● **Material**:
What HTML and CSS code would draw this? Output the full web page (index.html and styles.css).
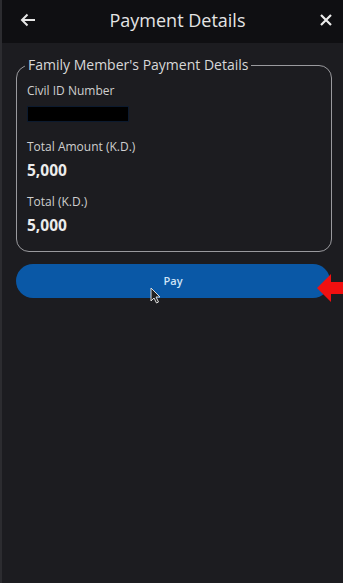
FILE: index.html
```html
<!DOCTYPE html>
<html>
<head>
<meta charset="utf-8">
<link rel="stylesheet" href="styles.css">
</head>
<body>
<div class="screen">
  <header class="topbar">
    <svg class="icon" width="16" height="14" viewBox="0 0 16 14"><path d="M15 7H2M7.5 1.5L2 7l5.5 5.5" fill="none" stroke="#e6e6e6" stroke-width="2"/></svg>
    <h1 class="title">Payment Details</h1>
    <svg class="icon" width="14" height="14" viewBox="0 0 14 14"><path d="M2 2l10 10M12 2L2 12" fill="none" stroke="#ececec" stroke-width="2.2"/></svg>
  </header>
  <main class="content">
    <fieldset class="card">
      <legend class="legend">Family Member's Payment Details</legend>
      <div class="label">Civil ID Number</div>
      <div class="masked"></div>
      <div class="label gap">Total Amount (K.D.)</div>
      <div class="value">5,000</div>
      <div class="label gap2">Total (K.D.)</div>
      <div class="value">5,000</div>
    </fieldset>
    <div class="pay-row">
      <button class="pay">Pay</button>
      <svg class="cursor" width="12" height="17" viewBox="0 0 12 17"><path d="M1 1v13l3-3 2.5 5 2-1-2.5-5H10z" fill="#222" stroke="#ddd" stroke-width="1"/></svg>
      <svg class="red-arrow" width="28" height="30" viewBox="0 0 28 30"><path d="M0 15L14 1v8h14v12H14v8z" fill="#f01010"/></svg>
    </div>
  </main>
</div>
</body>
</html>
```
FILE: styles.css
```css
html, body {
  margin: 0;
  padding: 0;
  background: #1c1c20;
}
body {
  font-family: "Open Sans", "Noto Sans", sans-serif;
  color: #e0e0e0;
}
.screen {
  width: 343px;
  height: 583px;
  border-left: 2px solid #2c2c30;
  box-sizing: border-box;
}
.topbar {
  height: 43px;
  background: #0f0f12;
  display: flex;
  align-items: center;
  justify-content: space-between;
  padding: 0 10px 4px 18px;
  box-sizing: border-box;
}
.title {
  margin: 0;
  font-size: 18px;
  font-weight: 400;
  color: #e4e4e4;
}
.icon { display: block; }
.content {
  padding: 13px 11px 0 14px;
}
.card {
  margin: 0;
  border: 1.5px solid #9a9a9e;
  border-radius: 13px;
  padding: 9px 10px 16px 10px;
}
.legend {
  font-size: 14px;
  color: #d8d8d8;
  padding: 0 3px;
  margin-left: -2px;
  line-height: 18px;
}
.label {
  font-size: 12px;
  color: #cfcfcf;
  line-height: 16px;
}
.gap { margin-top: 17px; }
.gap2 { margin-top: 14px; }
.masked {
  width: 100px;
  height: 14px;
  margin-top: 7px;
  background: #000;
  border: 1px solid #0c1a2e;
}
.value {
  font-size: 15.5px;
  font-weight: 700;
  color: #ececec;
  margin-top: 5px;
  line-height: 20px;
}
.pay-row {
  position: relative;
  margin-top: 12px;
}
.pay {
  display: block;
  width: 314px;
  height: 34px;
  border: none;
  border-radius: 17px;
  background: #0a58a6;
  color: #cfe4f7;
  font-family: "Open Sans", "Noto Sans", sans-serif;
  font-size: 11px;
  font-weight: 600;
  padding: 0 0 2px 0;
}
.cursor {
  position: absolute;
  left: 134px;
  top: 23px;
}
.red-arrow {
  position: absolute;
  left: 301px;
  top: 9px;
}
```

● **What the task asks**: Retype the whole listing exactly and leave the pictures out.

● **Response to the exercise**:
What HTML and CSS code would draw this? Output the full web page (index.html and styles.css).
FILE: index.html
```html
<!DOCTYPE html>
<html>
<head>
<meta charset="utf-8">
<link rel="stylesheet" href="styles.css">
</head>
<body>
<div class="screen">
  <header class="topbar">
    <svg class="icon" width="16" height="14" viewBox="0 0 16 14"><path d="M15 7H2M7.5 1.5L2 7l5.5 5.5" fill="none" stroke="#e6e6e6" stroke-width="2"/></svg>
    <h1 class="title">Payment Details</h1>
    <svg class="icon" width="14" height="14" viewBox="0 0 14 14"><path d="M2 2l10 10M12 2L2 12" fill="none" stroke="#ececec" stroke-width="2.2"/></svg>
  </header>
  <main class="content">
    <fieldset class="card">
      <legend class="legend">Family Member's Payment Details</legend>
      <div class="label">Civil ID Number</div>
      <div class="masked"></div>
      <div class="label gap">Total Amount (K.D.)</div>
      <div class="value">5,000</div>
      <div class="label gap2">Total (K.D.)</div>
      <div class="value">5,000</div>
    </fieldset>
    <div class="pay-row">
      <button class="pay">Pay</button>
      <svg class="cursor" width="12" height="17" viewBox="0 0 12 17"><path d="M1 1v13l3-3 2.5 5 2-1-2.5-5H10z" fill="#222" stroke="#ddd" stroke-width="1"/></svg>
      <svg class="red-arrow" width="28" height="30" viewBox="0 0 28 30"><path d="M0 15L14 1v8h14v12H14v8z" fill="#f01010"/></svg>
    </div>
  </main>
</div>
</body>
</html>
```
FILE: styles.css
```css
html, body {
  margin: 0;
  padding: 0;
  background: #1c1c20;
}
body {
  font-family: "Open Sans", "Noto Sans", sans-serif;
  color: #e0e0e0;
}
.screen {
  width: 343px;
  height: 583px;
  border-left: 2px solid #2c2c30;
  box-sizing: border-box;
}
.topbar {
  height: 43px;
  background: #0f0f12;
  display: flex;
  align-items: center;
  justify-content: space-between;
  padding: 0 10px 4px 18px;
  box-sizing: border-box;
}
.title {
  margin: 0;
  font-size: 18px;
  font-weight: 400;
  color: #e4e4e4;
}
.icon { display: block; }
.content {
  padding: 13px 11px 0 14px;
}
.card {
  margin: 0;
  border: 1.5px solid #9a9a9e;
  border-radius: 13px;
  padding: 9px 10px 16px 10px;
}
.legend {
  font-size: 14px;
  color: #d8d8d8;
  padding: 0 3px;
  margin-left: -2px;
  line-height: 18px;
}
.label {
  font-size: 12px;
  color: #cfcfcf;
  line-height: 16px;
}
.gap { margin-top: 17px; }
.gap2 { margin-top: 14px; }
.masked {
  width: 100px;
  height: 14px;
  margin-top: 7px;
  background: #000;
  border: 1px solid #0c1a2e;
}
.value {
  font-size: 15.5px;
  font-weight: 700;
  color: #ececec;
  margin-top: 5px;
  line-height: 20px;
}
.pay-row {
  position: relative;
  margin-top: 12px;
}
.pay {
  display: block;
  width: 314px;
  height: 34px;
  border: none;
  border-radius: 17px;
  background: #0a58a6;
  color: #cfe4f7;
  font-family: "Open Sans", "Noto Sans", sans-serif;
  font-size: 11px;
  font-weight: 600;
  padding: 0 0 2px 0;
}
.cursor {
  position: absolute;
  left: 134px;
  top: 23px;
}
.red-arrow {
  position: absolute;
  left: 301px;
  top: 9px;
}
```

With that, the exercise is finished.